Of course. However, the paper does not deal with all things. It describes the algorithm - it leaves out all system specific implementation details, such as memory barriers. If the pseudo-code in the paper is *directly* implemented, *it is unsafe*.
It doesn't."Compiler code motion is addressed by ACCESS_ONCE() on lines 6, 7, and 9, which may be implemented either as volatile casts or as C11/C++11 volatile relaxed atomic loads and stores."
So this takes care of compiler code motion with respect to other ACCESS_ONCE() calls. It also implies that all loads/stores are to memory. The cache coherency of the architecture will determine any possible load/store reorderings that another processor may observe.
Store buffers (and invalidation requests) mean that cache coherency as you and I would naturally think of it, *does not occur*.
You have to ensure that it does, with memory barriers *and forced writes to memory to ensure memory barriers are honoured*.
At least, that was my view - Dr. McKenney is arguing the latency on write propagation is so low you can in effect ignore it.
I'm benchmarking to find out if it's really so, and also to check if atomic operations do (as I am arguing they do) force a write to memory.
Specifically and exactly, and as forcefully as I can put it - *it does not*. Memory barriers have *no* impact on *when* a store occurs. *None at all*. They affect and *only* affect ordering."Compiler and CPU code motion is addressed by the memory barrier on line 8, ..."

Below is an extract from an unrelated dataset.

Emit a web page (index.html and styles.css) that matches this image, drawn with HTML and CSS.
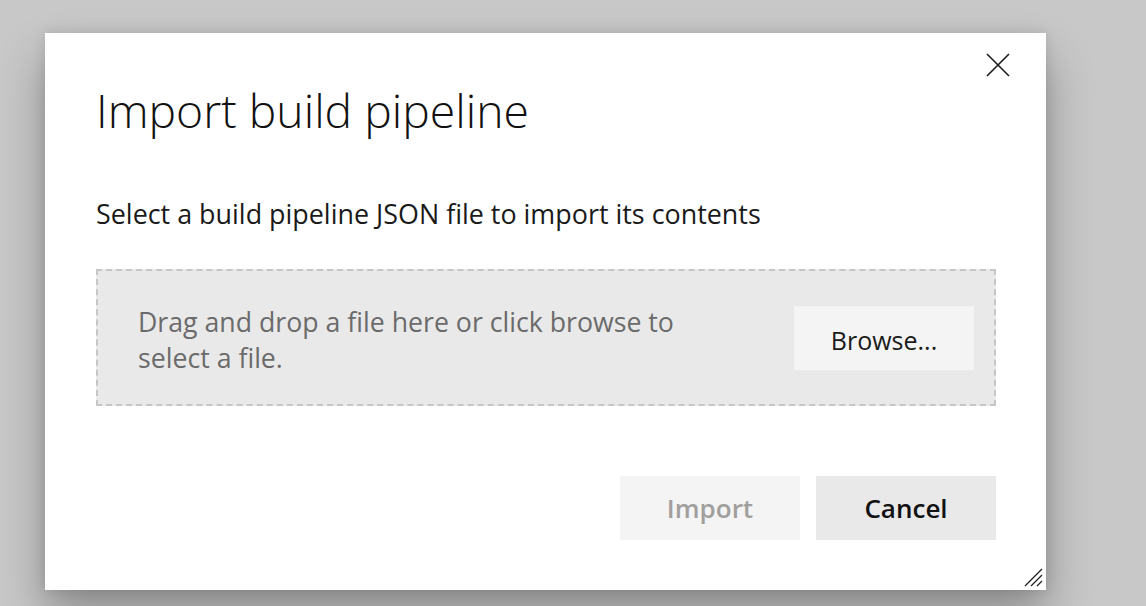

Line 8 is "smp_mb()". This tells me it's just a full fence for code and HW. This means all loads/stores complete before crossing the fence.
When you look at that smp_mb(), you must look at it and think and only think - okay, when this physical core DOES do a write (if it ever does), then everything before this barrier will go out before eveything after.
You *cannot* think - ah, all the stores will be complete when I return from this barrier call. It is not so.
However, as mentioned earlier, Dr. McKenney argues latency on the propagation of stores is so low that although the memory barrier has no impact on the completion of stores, in fact they complete so quickly that no other thread can end up missing the hazard pointer that has been set by this thread.
My concern is that there may be many factors which can increase that propagation time - heavy load, many sockets, weak memory models, etc - and situations where the time required for the race condition to occur is minimized (very few hazard pointers).